*** Supplied data ***

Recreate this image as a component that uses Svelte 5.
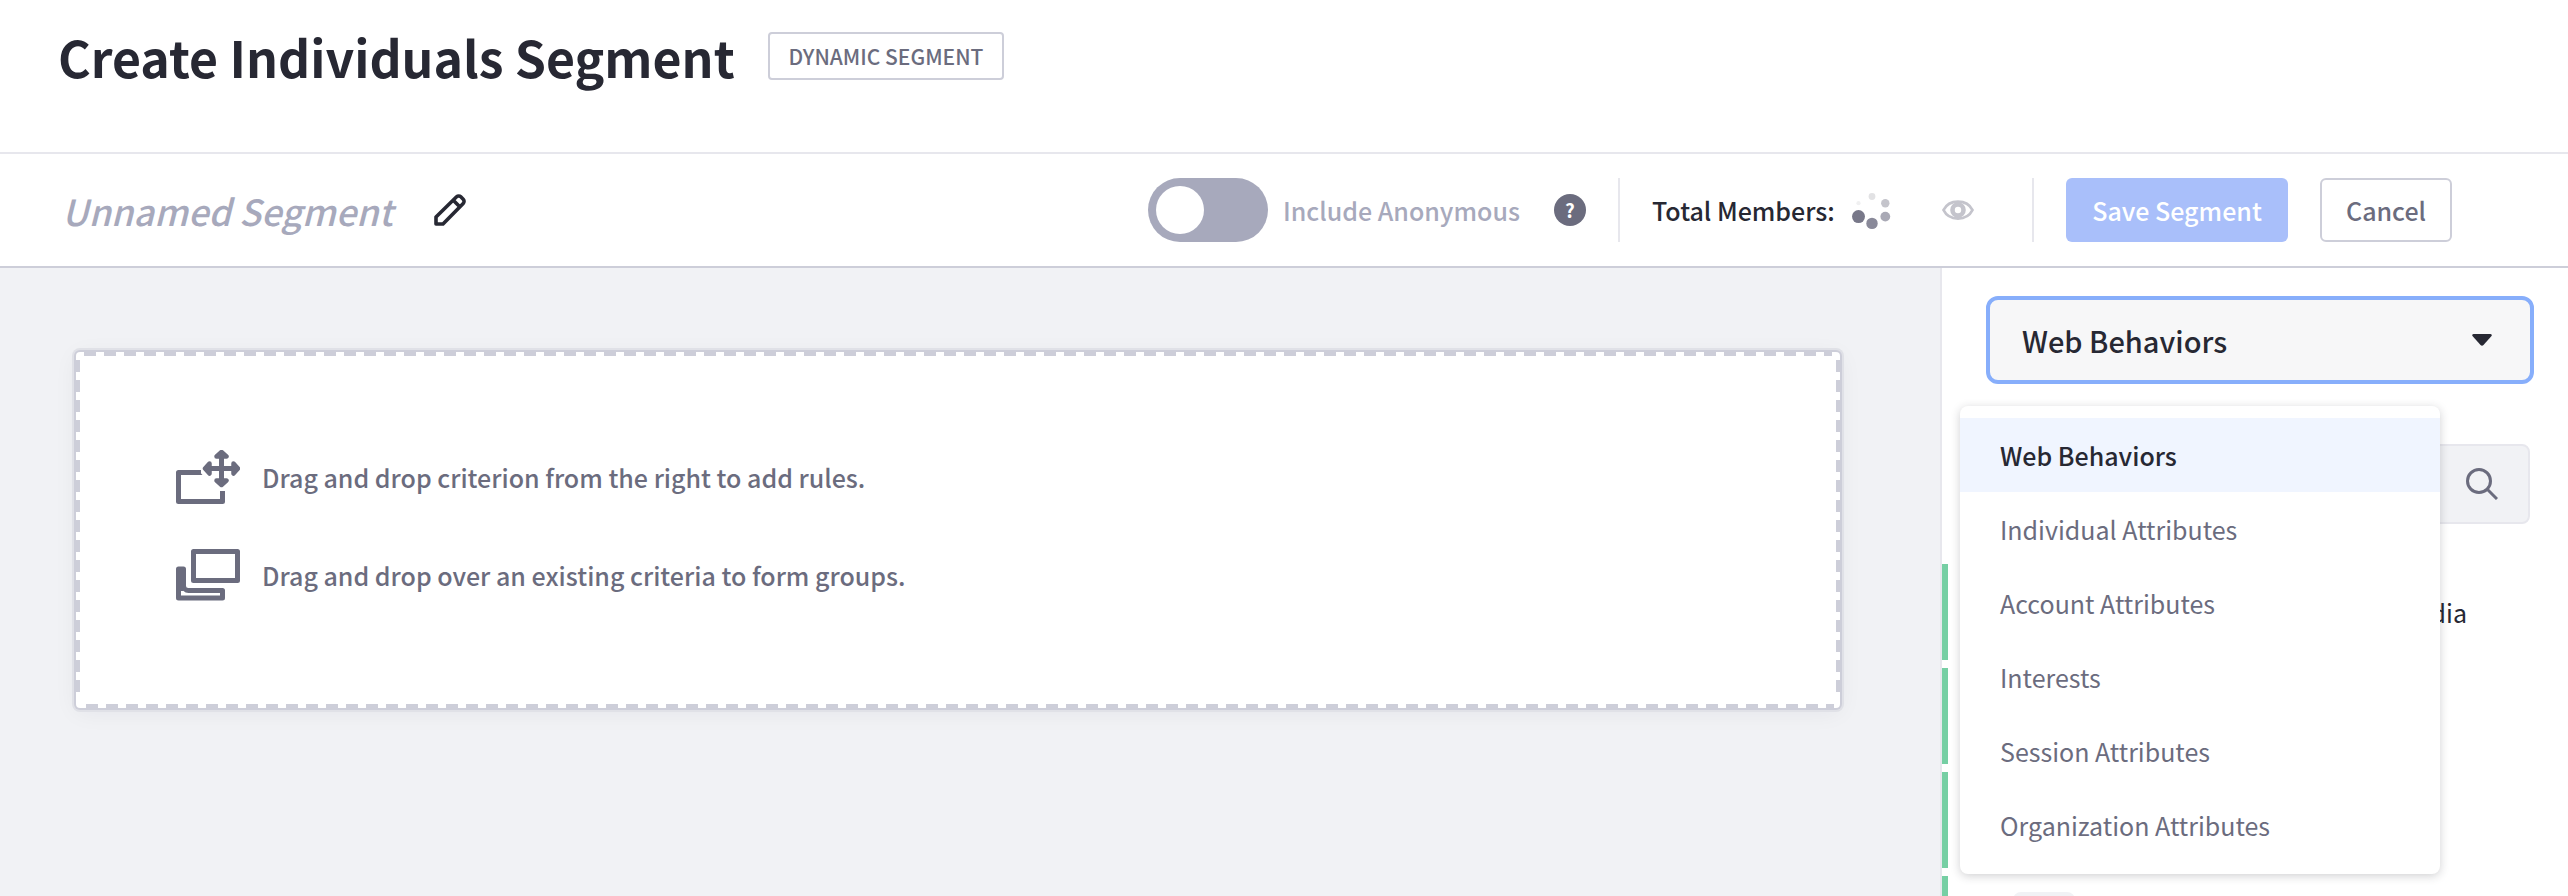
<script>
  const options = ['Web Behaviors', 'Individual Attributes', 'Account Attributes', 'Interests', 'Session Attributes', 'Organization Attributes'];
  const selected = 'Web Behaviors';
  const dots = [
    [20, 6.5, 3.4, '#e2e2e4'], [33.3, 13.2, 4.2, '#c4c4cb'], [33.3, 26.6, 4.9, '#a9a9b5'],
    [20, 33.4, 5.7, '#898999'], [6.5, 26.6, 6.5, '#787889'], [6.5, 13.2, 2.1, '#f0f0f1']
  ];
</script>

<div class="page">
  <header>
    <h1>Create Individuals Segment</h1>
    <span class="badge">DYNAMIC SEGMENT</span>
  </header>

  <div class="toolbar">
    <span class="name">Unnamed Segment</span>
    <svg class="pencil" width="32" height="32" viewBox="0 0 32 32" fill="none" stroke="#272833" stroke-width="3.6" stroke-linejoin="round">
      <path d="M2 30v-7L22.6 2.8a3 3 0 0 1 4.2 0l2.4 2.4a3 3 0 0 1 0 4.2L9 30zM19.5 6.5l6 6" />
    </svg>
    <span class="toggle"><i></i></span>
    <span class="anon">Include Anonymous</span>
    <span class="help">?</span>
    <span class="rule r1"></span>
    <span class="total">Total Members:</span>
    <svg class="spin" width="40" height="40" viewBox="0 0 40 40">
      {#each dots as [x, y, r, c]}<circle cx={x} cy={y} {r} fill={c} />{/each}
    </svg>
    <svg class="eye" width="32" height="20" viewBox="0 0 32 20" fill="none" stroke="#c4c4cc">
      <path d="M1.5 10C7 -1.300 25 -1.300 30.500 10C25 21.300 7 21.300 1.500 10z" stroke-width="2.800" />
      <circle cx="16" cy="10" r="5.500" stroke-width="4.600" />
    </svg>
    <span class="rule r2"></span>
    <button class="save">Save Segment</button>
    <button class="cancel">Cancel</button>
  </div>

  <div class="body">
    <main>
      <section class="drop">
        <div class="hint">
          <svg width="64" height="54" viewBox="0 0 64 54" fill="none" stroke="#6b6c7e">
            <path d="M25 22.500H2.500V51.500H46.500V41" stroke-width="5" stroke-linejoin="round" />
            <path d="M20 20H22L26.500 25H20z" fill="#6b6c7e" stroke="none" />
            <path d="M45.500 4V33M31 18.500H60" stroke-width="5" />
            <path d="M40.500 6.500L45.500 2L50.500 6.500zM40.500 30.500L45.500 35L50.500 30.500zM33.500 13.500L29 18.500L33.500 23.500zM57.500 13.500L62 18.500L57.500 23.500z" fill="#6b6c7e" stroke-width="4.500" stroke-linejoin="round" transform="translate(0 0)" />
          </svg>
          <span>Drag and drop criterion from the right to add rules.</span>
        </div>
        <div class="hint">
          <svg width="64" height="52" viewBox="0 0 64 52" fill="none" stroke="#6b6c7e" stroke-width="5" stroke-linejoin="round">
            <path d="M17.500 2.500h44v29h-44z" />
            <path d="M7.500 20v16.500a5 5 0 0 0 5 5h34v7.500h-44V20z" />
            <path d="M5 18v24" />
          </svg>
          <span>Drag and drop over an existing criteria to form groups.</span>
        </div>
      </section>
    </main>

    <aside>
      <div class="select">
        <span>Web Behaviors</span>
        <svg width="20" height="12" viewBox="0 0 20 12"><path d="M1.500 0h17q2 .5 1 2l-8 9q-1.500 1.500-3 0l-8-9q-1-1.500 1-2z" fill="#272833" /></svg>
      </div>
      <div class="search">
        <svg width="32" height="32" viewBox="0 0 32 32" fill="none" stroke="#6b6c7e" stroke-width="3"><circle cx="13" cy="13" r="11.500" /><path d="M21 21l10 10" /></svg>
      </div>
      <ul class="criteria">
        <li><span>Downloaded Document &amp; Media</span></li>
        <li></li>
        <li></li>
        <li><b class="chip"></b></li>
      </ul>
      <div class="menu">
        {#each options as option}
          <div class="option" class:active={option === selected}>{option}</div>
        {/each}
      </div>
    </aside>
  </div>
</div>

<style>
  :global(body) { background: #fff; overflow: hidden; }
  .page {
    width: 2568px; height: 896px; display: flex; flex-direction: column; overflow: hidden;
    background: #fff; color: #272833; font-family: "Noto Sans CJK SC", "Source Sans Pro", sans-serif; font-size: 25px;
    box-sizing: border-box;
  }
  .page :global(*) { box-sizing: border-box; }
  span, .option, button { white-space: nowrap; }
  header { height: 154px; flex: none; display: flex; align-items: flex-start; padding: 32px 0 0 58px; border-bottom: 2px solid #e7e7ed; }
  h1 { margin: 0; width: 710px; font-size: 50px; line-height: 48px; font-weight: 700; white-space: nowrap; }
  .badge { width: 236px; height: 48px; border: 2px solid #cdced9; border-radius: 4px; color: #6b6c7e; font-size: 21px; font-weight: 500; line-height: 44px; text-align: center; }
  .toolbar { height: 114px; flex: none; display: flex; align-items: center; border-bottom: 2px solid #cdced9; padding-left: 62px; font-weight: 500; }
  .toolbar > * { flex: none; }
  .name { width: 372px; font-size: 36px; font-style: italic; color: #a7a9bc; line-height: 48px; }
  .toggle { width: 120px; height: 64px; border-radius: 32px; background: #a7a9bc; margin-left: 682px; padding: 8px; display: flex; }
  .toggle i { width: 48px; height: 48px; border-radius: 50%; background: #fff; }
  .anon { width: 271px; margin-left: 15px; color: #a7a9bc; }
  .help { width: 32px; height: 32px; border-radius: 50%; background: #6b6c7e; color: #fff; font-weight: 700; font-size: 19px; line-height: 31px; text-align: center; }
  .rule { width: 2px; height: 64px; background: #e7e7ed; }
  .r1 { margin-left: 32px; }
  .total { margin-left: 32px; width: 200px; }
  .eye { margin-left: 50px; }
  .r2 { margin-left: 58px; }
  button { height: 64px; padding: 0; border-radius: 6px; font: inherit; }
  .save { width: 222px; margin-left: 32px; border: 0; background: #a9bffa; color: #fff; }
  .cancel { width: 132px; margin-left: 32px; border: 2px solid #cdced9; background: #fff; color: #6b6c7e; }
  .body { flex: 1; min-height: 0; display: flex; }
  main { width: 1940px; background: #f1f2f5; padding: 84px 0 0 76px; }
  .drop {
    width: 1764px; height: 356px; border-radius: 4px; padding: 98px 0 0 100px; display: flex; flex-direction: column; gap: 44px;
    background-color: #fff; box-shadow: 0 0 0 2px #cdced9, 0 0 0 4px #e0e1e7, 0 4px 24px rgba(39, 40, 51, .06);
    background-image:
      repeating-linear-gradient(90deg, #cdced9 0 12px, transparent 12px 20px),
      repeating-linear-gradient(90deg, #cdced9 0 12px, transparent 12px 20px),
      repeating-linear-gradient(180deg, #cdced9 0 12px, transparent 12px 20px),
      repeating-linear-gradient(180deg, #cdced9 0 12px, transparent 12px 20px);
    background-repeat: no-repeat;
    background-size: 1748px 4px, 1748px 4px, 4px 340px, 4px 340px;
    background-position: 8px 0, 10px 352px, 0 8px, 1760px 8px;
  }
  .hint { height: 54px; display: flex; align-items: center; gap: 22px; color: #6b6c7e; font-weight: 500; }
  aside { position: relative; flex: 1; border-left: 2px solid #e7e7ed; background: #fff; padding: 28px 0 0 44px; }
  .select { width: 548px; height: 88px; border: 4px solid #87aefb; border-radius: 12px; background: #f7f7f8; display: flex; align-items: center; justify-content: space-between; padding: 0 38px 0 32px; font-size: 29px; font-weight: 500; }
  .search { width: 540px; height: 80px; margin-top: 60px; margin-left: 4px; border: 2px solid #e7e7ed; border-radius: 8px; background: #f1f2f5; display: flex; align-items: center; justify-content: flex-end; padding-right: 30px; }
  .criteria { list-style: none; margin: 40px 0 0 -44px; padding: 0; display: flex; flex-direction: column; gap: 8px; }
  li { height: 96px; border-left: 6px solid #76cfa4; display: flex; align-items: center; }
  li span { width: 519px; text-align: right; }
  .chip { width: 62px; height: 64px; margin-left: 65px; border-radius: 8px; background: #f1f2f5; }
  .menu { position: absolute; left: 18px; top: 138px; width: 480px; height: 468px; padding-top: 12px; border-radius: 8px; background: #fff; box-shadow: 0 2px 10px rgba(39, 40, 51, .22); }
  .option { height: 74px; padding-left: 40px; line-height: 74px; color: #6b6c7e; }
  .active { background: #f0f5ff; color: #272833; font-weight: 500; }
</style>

***

Goal - State how many lines of the material contain the string "image", with no other words.

Answer below - 2